Disturbing Behavior

Director - David Nutter

Cast - James Marsden, Katie Holmes

Country of Origin - U.S.

Discs - 1

Distributor - Scream Factory

Reviewer - Richard Glenn Schmidt

Date - 03/30/2016

The Film (3/5)

When beautiful teenager Steve (James Marsden) and his family move to Cradle Bay after a family tragedy, it’s clear that something sinister is going on in the sleepy town. A clique called the Blue Ribbons has the run of the high school and they seem perfect but occasionally, one of them goes berserk and people get hurt or killed. Steve teams up with a stoner and a sexy bad girl (Nick Stahl and Katie Holmes, respectively) to investigate the local mad scientist (Bruce Greenwood) who is turning kids into overachieving monsters.

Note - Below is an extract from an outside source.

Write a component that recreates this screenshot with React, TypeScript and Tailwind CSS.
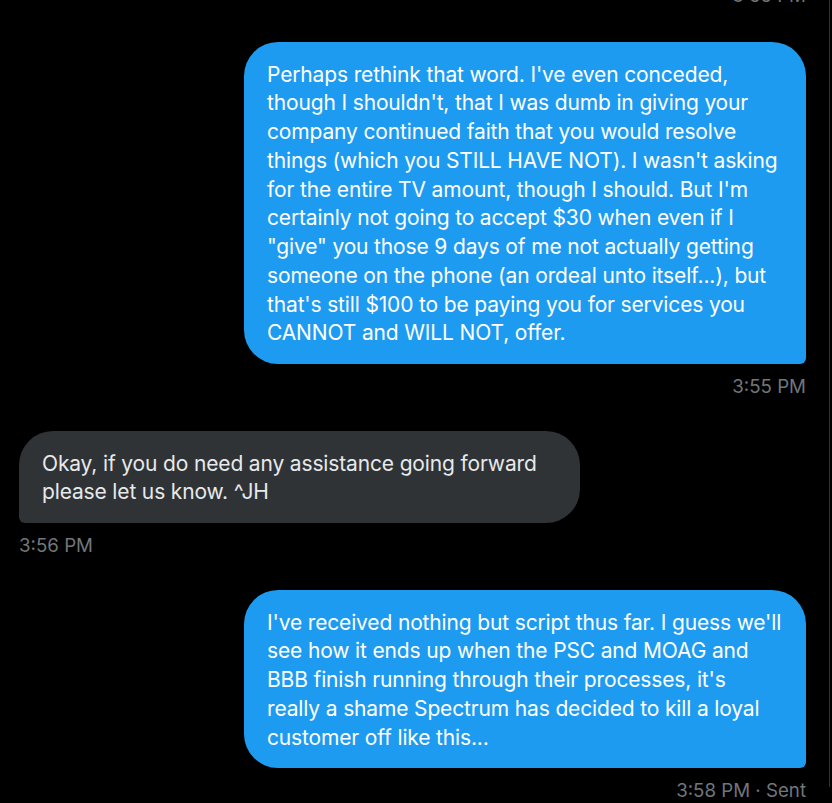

TV director David Nutter brings us Disturbing Behavior, a slick teen horror movie from the 1990s that made a huge impact at the theaters on the minds of moviegoers when it was unleashed upon the world. Well, maybe not. It made its money back and people sort of remember it. I enjoy this one as a guilty pleasure that only makes me wince a few times during its running time. I must mention the supporting cast which features William Sadler as a janitor with a secret, Steve Railsback as a cop with a secret, and a young Katharine Isabelle as the little sister without a secret.

Audio/Video (4/5)

If you enjoy this film and are considering upgrading your old MGM DVD or you’re on a 90s horror kick, go for it! Shout! Factory’s Blu-ray looks and sounds pretty damn good in 1.85:1 and 5.1 DTS-HD Master Audio.

Extras (3/5)

I believe that the extras from the DVD have all been ported to this disc. There’s an audio commentary with director Nutter as well as a bunch of deleted scenes with his commentary. The director’s cut of this film was supposedly 115 minutes and I kind of wish that there was a version of it here.

Overall (3/5)

I have a fond memory of catching Disturbing Behavior during its theatrical run and not because it’s a classic or anything. No, my friend and I laughed our heads off at this angst-ridden teen horror film with so much wannabe poignant shlock and pseudoscience that it was impossible to take seriously.  Surprisingly, this movie has aged better than I expected (which isn’t saying much) and is a fun snapshot of how the horror genre was aimed at the youth of 1998. The music queues are invasive and terrible and the ubiquitous scene where the various high school cliques are laid out is embarrassingly bad. On the plus side, Disturbing Behavior has energy to spare, atmospheric sets and locations, and the cast is very good. While it’s not mentioned in the trivia anywhere, this film has some similarities to Aussie horror flick Strange Behavior from 1981.